— begin The records —

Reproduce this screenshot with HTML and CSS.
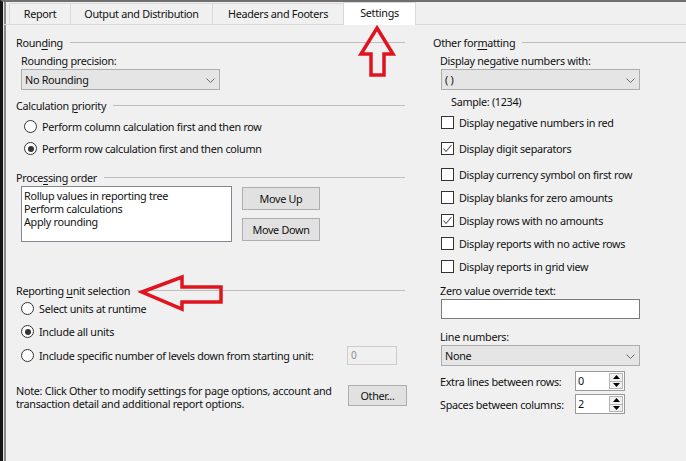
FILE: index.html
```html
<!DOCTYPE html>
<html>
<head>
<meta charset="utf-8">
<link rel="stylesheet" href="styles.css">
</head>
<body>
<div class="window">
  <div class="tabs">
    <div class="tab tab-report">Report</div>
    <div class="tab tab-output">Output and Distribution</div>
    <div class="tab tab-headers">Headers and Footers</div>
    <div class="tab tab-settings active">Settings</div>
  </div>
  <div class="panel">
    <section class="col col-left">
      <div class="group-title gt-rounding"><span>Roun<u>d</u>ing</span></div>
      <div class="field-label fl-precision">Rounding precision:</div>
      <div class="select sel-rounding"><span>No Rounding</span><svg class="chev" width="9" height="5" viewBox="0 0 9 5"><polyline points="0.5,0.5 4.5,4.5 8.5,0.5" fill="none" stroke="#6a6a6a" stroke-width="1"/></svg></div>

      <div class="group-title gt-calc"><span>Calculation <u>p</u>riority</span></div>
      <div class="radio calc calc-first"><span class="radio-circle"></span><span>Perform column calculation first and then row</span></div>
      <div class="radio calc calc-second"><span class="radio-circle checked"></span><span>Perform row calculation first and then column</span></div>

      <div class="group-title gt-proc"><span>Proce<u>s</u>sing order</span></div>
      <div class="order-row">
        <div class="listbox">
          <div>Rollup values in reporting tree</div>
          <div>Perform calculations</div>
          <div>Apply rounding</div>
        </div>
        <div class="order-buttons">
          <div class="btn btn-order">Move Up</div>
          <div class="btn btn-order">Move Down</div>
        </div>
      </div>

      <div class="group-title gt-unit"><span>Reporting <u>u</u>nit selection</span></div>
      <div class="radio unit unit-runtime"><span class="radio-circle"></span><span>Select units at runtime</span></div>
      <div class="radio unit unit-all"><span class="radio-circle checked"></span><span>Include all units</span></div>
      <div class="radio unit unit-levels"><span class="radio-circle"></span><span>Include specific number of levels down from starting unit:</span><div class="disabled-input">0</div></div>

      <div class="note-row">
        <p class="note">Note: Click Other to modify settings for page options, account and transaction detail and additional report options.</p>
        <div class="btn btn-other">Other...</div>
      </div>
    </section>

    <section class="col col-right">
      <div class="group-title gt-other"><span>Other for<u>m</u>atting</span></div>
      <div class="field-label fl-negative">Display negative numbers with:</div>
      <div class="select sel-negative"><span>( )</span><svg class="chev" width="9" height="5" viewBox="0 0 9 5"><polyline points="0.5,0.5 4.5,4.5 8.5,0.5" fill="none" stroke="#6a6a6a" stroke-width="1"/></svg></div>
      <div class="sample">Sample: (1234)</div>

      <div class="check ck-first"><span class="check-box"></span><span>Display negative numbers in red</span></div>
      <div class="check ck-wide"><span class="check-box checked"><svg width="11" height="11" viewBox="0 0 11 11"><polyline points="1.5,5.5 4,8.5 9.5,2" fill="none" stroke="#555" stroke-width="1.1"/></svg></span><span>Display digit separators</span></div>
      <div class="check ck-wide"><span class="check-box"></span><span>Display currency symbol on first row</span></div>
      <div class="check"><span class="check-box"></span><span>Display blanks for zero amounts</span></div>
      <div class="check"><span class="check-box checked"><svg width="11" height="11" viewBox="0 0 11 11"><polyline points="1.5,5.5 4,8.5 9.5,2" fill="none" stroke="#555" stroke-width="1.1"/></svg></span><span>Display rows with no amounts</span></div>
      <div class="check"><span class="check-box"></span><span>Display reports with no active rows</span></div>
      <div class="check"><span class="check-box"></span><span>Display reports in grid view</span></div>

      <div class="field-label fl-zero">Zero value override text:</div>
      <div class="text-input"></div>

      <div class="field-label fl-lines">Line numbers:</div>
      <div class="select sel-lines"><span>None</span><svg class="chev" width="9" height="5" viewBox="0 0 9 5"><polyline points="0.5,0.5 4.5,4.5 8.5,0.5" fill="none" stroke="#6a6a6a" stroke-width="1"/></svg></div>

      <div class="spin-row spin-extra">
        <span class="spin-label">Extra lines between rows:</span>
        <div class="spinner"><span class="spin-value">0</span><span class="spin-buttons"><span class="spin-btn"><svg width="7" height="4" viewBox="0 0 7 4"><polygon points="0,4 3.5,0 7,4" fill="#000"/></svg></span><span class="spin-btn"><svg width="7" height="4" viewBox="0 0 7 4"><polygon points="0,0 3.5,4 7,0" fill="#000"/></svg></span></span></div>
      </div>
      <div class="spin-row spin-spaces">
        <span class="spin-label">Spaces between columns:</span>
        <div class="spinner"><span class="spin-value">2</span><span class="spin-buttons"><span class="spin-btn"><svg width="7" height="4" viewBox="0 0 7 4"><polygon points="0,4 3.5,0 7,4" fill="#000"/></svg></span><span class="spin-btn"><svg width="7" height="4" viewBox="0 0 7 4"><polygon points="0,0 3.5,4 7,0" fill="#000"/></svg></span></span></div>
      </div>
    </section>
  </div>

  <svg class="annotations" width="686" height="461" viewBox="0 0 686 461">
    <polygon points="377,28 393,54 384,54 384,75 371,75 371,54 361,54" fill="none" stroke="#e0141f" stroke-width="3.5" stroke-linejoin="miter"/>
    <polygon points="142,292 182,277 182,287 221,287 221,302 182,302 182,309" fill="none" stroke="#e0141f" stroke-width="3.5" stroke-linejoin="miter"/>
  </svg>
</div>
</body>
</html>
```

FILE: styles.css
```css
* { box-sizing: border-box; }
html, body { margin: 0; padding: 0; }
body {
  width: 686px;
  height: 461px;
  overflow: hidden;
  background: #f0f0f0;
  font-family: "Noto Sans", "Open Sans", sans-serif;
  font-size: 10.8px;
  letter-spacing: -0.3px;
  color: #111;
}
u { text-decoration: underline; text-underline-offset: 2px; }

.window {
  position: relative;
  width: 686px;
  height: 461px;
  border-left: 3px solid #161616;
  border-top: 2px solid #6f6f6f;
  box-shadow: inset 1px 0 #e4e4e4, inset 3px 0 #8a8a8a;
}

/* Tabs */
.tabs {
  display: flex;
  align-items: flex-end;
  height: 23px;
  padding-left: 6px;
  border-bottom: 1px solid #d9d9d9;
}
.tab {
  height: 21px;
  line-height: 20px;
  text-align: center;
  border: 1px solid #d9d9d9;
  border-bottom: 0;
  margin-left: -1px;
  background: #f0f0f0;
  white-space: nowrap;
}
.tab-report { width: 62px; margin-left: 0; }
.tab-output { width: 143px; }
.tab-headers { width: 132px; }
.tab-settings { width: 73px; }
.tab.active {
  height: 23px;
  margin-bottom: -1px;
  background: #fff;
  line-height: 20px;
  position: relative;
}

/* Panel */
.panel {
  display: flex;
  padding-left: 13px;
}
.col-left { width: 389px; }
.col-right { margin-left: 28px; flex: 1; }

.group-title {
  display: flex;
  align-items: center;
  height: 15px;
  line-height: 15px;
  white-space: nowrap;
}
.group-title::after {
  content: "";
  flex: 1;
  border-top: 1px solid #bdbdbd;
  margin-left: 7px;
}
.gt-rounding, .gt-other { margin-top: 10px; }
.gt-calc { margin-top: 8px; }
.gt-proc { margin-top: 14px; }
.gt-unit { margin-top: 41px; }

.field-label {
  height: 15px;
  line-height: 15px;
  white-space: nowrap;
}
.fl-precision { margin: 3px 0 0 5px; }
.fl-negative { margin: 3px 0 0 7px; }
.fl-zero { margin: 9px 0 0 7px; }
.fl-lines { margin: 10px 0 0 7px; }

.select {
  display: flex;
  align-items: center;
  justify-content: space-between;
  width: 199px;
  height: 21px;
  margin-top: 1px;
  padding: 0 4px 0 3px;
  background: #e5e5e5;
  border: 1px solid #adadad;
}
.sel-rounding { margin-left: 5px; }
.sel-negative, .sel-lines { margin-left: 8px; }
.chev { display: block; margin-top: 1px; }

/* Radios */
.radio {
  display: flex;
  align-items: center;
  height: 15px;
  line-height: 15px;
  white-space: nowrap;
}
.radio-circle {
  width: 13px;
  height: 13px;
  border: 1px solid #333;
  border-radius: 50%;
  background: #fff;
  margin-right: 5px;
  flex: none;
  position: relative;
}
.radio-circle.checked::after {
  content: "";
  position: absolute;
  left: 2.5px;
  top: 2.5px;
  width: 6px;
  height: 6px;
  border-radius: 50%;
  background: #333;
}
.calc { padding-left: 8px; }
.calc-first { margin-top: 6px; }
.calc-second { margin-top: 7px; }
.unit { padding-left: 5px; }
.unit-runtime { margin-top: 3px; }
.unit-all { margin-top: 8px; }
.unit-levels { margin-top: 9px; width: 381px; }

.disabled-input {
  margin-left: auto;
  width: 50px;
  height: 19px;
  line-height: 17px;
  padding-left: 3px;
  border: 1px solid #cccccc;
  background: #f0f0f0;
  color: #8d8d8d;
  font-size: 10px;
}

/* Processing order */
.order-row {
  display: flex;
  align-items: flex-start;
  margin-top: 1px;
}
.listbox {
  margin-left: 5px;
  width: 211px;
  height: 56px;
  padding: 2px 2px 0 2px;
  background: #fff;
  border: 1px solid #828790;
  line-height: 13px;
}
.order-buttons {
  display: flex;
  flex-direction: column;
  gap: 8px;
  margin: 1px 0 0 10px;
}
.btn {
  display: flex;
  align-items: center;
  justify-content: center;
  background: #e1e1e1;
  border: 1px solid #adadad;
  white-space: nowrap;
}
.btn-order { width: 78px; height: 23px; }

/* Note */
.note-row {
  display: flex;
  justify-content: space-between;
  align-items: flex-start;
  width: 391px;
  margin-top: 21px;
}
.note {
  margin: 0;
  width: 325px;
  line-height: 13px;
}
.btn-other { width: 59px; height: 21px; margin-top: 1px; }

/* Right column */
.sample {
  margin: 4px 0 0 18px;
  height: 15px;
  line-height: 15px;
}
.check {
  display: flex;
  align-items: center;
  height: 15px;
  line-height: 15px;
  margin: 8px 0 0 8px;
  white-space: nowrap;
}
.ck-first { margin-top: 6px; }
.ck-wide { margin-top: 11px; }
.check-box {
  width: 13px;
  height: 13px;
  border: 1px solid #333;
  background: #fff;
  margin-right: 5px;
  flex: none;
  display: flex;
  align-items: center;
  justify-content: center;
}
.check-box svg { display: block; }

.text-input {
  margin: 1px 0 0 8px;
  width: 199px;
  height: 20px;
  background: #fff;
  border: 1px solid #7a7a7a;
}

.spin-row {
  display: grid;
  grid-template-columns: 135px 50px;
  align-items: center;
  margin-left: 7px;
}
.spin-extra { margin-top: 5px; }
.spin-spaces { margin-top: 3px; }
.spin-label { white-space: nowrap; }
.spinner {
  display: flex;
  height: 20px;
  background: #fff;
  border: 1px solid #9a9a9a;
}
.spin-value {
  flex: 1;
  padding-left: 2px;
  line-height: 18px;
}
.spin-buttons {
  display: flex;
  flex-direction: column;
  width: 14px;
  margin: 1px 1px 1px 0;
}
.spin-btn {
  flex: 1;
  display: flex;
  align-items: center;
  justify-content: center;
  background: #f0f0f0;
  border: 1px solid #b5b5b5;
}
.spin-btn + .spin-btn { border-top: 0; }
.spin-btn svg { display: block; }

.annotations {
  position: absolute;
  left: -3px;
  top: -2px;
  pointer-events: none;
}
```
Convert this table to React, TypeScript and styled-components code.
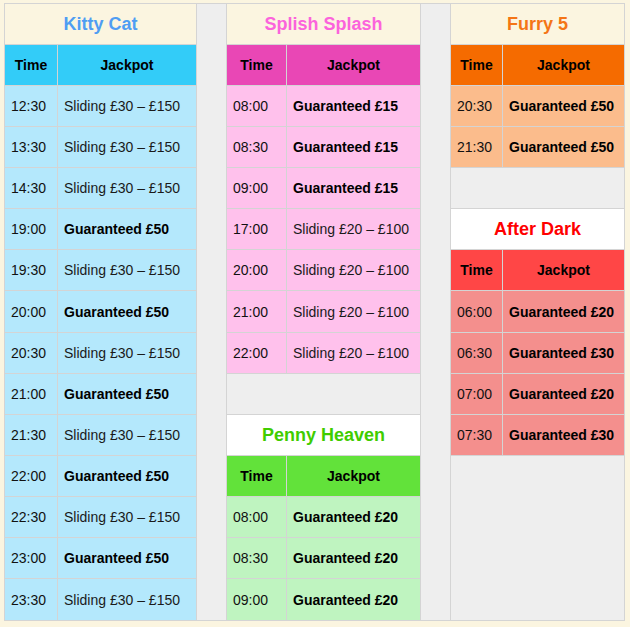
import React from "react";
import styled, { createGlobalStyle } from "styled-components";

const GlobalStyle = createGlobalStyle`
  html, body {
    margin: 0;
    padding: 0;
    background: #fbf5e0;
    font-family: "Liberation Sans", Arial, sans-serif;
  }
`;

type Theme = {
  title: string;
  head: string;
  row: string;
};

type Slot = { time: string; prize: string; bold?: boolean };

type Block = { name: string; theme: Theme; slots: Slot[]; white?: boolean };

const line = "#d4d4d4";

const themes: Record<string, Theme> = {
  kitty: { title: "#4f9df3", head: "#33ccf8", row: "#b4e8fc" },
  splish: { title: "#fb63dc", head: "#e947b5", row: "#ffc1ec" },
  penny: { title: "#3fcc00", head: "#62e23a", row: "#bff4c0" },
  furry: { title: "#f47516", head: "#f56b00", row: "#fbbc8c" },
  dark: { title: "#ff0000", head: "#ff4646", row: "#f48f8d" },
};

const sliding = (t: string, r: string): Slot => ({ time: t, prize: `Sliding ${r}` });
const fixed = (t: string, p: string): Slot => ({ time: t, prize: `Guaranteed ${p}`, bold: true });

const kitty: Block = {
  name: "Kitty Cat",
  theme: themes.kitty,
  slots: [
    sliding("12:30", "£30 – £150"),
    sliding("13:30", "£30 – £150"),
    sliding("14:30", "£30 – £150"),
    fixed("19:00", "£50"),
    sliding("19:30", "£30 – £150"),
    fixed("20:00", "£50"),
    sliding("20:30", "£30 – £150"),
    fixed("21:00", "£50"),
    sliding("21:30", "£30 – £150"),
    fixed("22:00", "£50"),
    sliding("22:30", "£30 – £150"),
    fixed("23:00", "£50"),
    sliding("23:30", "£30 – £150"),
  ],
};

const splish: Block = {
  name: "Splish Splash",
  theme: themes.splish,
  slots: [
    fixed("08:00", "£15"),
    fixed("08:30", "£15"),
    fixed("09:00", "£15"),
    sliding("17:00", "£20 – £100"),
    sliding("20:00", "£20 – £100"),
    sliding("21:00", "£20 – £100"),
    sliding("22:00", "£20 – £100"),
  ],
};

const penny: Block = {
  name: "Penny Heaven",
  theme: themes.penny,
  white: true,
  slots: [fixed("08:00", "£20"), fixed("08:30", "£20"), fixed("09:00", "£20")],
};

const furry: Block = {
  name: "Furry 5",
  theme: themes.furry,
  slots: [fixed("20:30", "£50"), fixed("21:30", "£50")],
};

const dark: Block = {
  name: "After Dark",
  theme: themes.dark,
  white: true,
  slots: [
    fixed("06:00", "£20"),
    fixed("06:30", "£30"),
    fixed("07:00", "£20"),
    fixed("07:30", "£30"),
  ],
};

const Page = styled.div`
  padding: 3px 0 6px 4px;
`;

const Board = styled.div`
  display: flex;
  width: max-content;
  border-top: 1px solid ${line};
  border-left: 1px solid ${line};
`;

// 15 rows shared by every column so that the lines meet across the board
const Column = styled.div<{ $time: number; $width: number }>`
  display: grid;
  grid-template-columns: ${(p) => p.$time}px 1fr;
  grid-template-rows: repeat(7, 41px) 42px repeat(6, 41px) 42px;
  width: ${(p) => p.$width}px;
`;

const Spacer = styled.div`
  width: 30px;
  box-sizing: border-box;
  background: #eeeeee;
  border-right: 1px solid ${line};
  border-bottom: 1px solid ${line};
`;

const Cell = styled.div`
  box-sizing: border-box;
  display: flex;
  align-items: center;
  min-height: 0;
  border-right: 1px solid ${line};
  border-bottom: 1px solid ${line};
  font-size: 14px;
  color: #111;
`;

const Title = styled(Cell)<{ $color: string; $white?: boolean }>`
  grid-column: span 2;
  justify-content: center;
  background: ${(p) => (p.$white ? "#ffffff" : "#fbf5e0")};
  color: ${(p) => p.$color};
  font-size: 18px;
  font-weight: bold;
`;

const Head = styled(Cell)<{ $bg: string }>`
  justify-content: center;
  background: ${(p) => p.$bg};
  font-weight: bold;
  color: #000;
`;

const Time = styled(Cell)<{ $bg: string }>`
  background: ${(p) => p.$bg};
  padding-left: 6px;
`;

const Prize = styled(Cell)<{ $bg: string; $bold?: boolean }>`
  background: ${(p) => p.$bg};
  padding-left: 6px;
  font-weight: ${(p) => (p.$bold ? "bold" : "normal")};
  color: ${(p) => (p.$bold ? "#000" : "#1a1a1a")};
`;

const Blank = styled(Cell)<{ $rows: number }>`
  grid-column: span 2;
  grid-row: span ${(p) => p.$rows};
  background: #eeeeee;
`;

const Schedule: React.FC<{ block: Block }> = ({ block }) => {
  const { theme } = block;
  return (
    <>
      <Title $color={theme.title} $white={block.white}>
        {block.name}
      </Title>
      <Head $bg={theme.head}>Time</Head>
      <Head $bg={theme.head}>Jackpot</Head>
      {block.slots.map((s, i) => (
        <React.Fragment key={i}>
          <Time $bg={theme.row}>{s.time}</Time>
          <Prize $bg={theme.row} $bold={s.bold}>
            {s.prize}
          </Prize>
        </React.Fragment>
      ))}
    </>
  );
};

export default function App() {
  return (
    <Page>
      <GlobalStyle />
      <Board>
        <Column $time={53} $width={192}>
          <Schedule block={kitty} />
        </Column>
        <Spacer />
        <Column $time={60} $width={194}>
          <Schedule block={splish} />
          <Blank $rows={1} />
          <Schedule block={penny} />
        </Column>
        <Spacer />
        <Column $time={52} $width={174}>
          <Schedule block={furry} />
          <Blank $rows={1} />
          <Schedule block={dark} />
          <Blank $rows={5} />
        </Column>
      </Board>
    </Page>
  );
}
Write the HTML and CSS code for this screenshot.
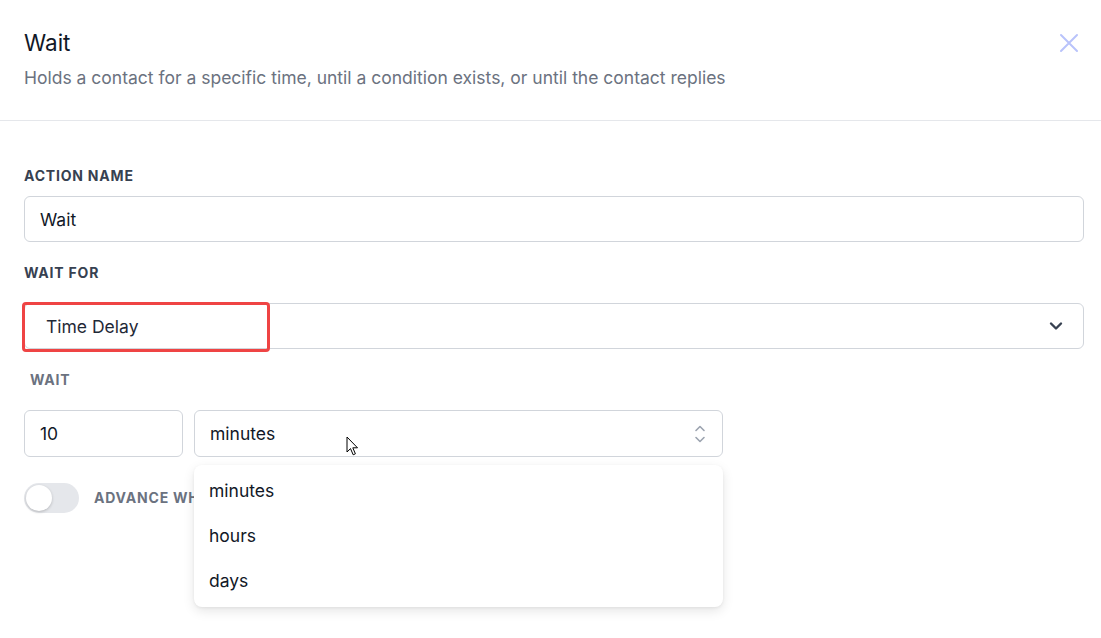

— end The records —

__Stated goal__. Keep the images out of the copy. Repeat word for word only the lines from the one containing "Convert this table" through the one containing "const fixed = (t: string, p: string): Slot", both ends included.

__Complete response__.
Convert this table to React, TypeScript and styled-components code.
import React from "react";
import styled, { createGlobalStyle } from "styled-components";

const GlobalStyle = createGlobalStyle`
  html, body {
    margin: 0;
    padding: 0;
    background: #fbf5e0;
    font-family: "Liberation Sans", Arial, sans-serif;
  }
`;

type Theme = {
  title: string;
  head: string;
  row: string;
};

type Slot = { time: string; prize: string; bold?: boolean };

type Block = { name: string; theme: Theme; slots: Slot[]; white?: boolean };

const line = "#d4d4d4";

const themes: Record<string, Theme> = {
  kitty: { title: "#4f9df3", head: "#33ccf8", row: "#b4e8fc" },
  splish: { title: "#fb63dc", head: "#e947b5", row: "#ffc1ec" },
  penny: { title: "#3fcc00", head: "#62e23a", row: "#bff4c0" },
  furry: { title: "#f47516", head: "#f56b00", row: "#fbbc8c" },
  dark: { title: "#ff0000", head: "#ff4646", row: "#f48f8d" },
};

const sliding = (t: string, r: string): Slot => ({ time: t, prize: `Sliding ${r}` });
const fixed = (t: string, p: string): Slot => ({ time: t, prize: `Guaranteed ${p}`, bold: true });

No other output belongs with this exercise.